--- Start of COLLECTED MATERIAL ---
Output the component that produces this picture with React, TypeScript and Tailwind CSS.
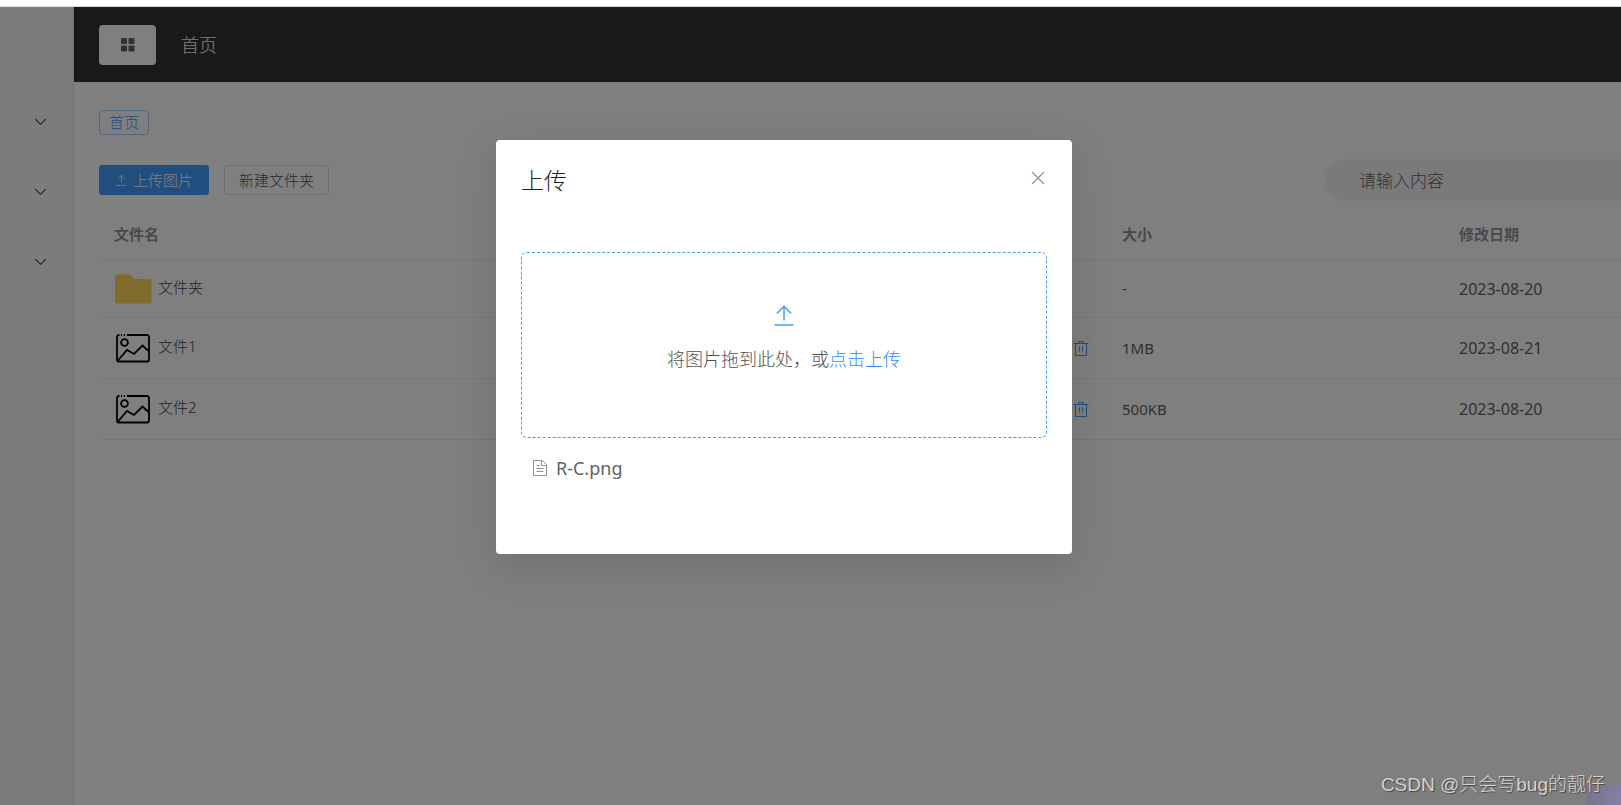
import { useState } from 'react';
import type { ReactNode } from 'react';

type FileRow = {
  name: string;
  type: 'folder' | 'image';
  size: string;
  date: string;
};

const files: FileRow[] = [
  { name: '文件夹', type: 'folder', size: '-', date: '2023-08-20' },
  { name: '文件1', type: 'image', size: '1MB', date: '2023-08-21' },
  { name: '文件2', type: 'image', size: '500KB', date: '2023-08-20' },
];

const menus = ['菜单一', '菜单二', '菜单三'];

function Icon({ className, children }: { className: string; children: ReactNode }) {
  return (
    <svg viewBox="0 0 16 16" fill="none" stroke="currentColor" className={className} aria-hidden="true">
      {children}
    </svg>
  );
}

function UploadIcon({ className }: { className: string }) {
  return (
    <Icon className={className}>
      <path d="M8 11V1.700M3.200 6.300 8 1.500l4.800 4.800M1.700 14h12.600" />
    </Icon>
  );
}

function TrashIcon() {
  return (
    <Icon className="h-4 w-4">
      <path d="M0.500 3.500h15M5.500 3.500v-2h5v2M2.500 3.500v12h11v-12M6.500 6.500v5M9.500 6.500v5" />
    </Icon>
  );
}

function FolderIcon() {
  return (
    <svg viewBox="0 0 38 38" className="h-[38px] w-[38px]" aria-hidden="true">
      <path
        d="M1 6.500a2 2 0 0 1 2-2h12a3 3 0 0 1 2 1l3 3.500h15.500a2 2 0 0 1 2 2V31.500a2 2 0 0 1-2 2H3a2 2 0 0 1-2-2z"
        fill="#ffd658"
      />
    </svg>
  );
}

function ImageIcon() {
  return (
    <svg viewBox="0 0 38 38" fill="none" stroke="#000" strokeWidth="1.800" className="h-[38px] w-[38px]" aria-hidden="true">
      <path d="M5.500 6H5a2 2 0 0 0-2 2v22.500a2 2 0 0 0 2 2h28a2 2 0 0 0 2-2V8a2 2 0 0 0-2-2H13M7 6h1M9.800 6h1.200" />
      <circle cx="10.500" cy="13.500" r="3.400" />
      <path d="M4 31.500 13 21l7 4 8.500-8.500 6.500 6" />
    </svg>
  );
}

function Sidebar() {
  return (
    <aside className="w-[74px] shrink-0 border-r border-[#e0e0e0] bg-[#f8f8f8] pt-[79px]">
      {menus.map((menu) => (
        <button key={menu} aria-label={menu} className="flex h-[70px] w-full items-center justify-end pr-[26px] text-[#333333]">
          <Icon className="h-[13px] w-[13px]">
            <path d="M1.500 5 8 11.500 14.500 5" strokeWidth="1.300" />
          </Icon>
        </button>
      ))}
    </aside>
  );
}

function Header() {
  return (
    <header className="flex h-[75px] items-center gap-[25px] bg-[#333333] px-[25px]">
      <button aria-label="菜单" className="flex h-10 w-[57px] items-center justify-center rounded bg-white text-[#606266]">
        <svg viewBox="0 0 14 14" fill="currentColor" className="h-[14px] w-[14px]" aria-hidden="true">
          <rect x="0" y="0" width="6" height="6" rx="0.800" />
          <rect x="7.500" y="0" width="6" height="6" rx="0.800" />
          <rect x="0" y="7.500" width="6" height="6" rx="0.800" />
          <rect x="7.500" y="7.500" width="6" height="6" rx="0.800" />
        </svg>
      </button>
      <h1 className="text-lg leading-6 font-light text-white">首页</h1>
    </header>
  );
}

function FileTable() {
  return (
    <table className="mt-2 w-full table-fixed text-left">
      <colgroup>
        <col />
        <col className="w-[337px]" />
        <col className="w-[177px]" />
      </colgroup>
      <thead>
        <tr className="border-b border-[#ebeef5] text-[15px] leading-6 text-[#909399]">
          <th className="px-[15px] py-[13px] font-bold">文件名</th>
          <th className="px-[15px] py-[13px] font-bold">大小</th>
          <th className="px-[15px] py-[13px] font-bold">修改日期</th>
        </tr>
      </thead>
      <tbody>
        {files.map((file) => (
          <tr key={file.name} className="border-b border-[#ebeef5] text-base text-[#606266]">
            <td className={file.type === 'folder' ? 'h-[58px] px-[15px]' : 'h-[61px] px-[15px]'}>
              <div className="flex items-center gap-[6px]">
                {file.type === 'folder' ? <FolderIcon /> : <ImageIcon />}
                <a href="#" className="flex-1 pb-[3px] text-[15px] font-light text-[#34445a]">
                  {file.name}
                </a>
                {file.type === 'image' && (
                  <button aria-label="删除" className="pr-[3px] text-[#409eff]">
                    <TrashIcon />
                  </button>
                )}
              </div>
            </td>
            <td className="px-[15px] text-[15px]">{file.size}</td>
            <td className="px-[15px]">{file.date}</td>
          </tr>
        ))}
      </tbody>
    </table>
  );
}

function UploadDialog({ onClose }: { onClose: () => void }) {
  return (
    <div className="absolute inset-0 flex items-start justify-center bg-black/50 pt-[133px] pr-[53px]">
      <section
        role="dialog"
        aria-labelledby="upload-title"
        className="w-full max-w-[576px] rounded-sm bg-white px-[25px] pt-6 pb-[72px] shadow-[0_12px_40px_rgba(0,0,0,0.13)]"
      >
        <div className="flex items-start justify-between">
          <h2 id="upload-title" className="text-[23px] leading-8 font-light text-[#202123]">
            上传
          </h2>
          <button aria-label="关闭" onClick={onClose} className="px-px pt-[6px] text-[#909399]">
            <Icon className="h-4 w-4">
              <path d="m2 2 12 12M14 2 2 14" strokeWidth="1.200" />
            </Icon>
          </button>
        </div>

        <label className="mt-14 flex h-[186px] w-full cursor-pointer flex-col items-center rounded-md border border-dashed border-[#409eff] pt-[51px] text-lg leading-6 font-light text-[#505256]">
          <input type="file" className="sr-only" />
          <UploadIcon className="mb-[19px] h-6 w-6 text-[#409eff]" />
          <span>
            将图片拖到此处，或<em className="text-[#2b90ff] not-italic">点击上传</em>
          </span>
        </label>

        <ul className="mt-4 px-[11px]">
          <li className="flex items-center gap-2 text-lg leading-7 text-[#606266]">
            <Icon className="h-4 w-4 text-[#909399]">
              <path d="M1.500 0.500h9l4 4v11h-13zM9.500 0.500v5h5M4.500 5.500h3M4.500 8.500h7M4.500 11.500h7" />
            </Icon>
            R-C.png
          </li>
        </ul>
      </section>
    </div>
  );
}

export default function App() {
  const [open, setOpen] = useState(true);

  return (
    <div className="flex h-screen flex-col overflow-hidden bg-white font-['Noto_Sans','Noto_Sans_CJK_SC',sans-serif]">
      <div className="h-[7px] shrink-0 border-b border-[#d8dadc]" />
      <div className="relative flex min-h-0 flex-1">
        <Sidebar />
        <div className="min-w-0 flex-1">
          <Header />
          <main className="pl-[25px]">
            <div className="flex pt-7">
              <a
                href="#"
                className="flex h-[25px] items-center rounded border border-[#9fceff] px-[9px] text-[15px] font-light text-[#409eff]"
              >
                首页
              </a>
            </div>
            <div className="mt-6 flex items-center gap-[15px]">
              <button className="flex h-[30px] items-center gap-[5px] rounded-[3px] bg-[#409eff] px-4 text-[15px] font-light text-white">
                <UploadIcon className="h-[13px] w-[13px]" />
                上传图片
              </button>
              <button className="h-[30px] rounded-[3px] border border-[#dcdfe6] px-[14px] text-[15px] leading-7 font-light text-[#505256]">
                新建文件夹
              </button>
              <input
                type="text"
                aria-label="搜索"
                placeholder="请输入内容"
                className="ml-auto h-[42px] w-[296px] rounded-l-full bg-[#f4f4f4] pl-[34px] text-[17px] font-light placeholder:text-[#606060]"
              />
            </div>
            <FileTable />
          </main>
        </div>
        {open && <UploadDialog onClose={() => setOpen(false)} />}
        <div className="absolute right-0 bottom-0 h-5 w-[35px] bg-linear-to-r from-[#77758a] to-[#837fa6]" />
        <p className="absolute right-4 bottom-[6px] font-['Liberation_Sans','Noto_Sans_CJK_SC',sans-serif] text-[19px] leading-7 font-light text-[#d2d2d2] [text-shadow:1px_1px_1px_#444]">
          CSDN @只会写bug的靓仔
        </p>
      </div>
    </div>
  );
}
--- End of COLLECTED MATERIAL ---
● EXERCISE:
Skip every picture and return the lines above from the top through the one that contains "const menus = ['菜单一', '菜单二', '菜单三'];".

● ANSWER FOR THIS EXERCISE:
Output the component that produces this picture with React, TypeScript and Tailwind CSS.
import { useState } from 'react';
import type { ReactNode } from 'react';

type FileRow = {
  name: string;
  type: 'folder' | 'image';
  size: string;
  date: string;
};

const files: FileRow[] = [
  { name: '文件夹', type: 'folder', size: '-', date: '2023-08-20' },
  { name: '文件1', type: 'image', size: '1MB', date: '2023-08-21' },
  { name: '文件2', type: 'image', size: '500KB', date: '2023-08-20' },
];

const menus = ['菜单一', '菜单二', '菜单三'];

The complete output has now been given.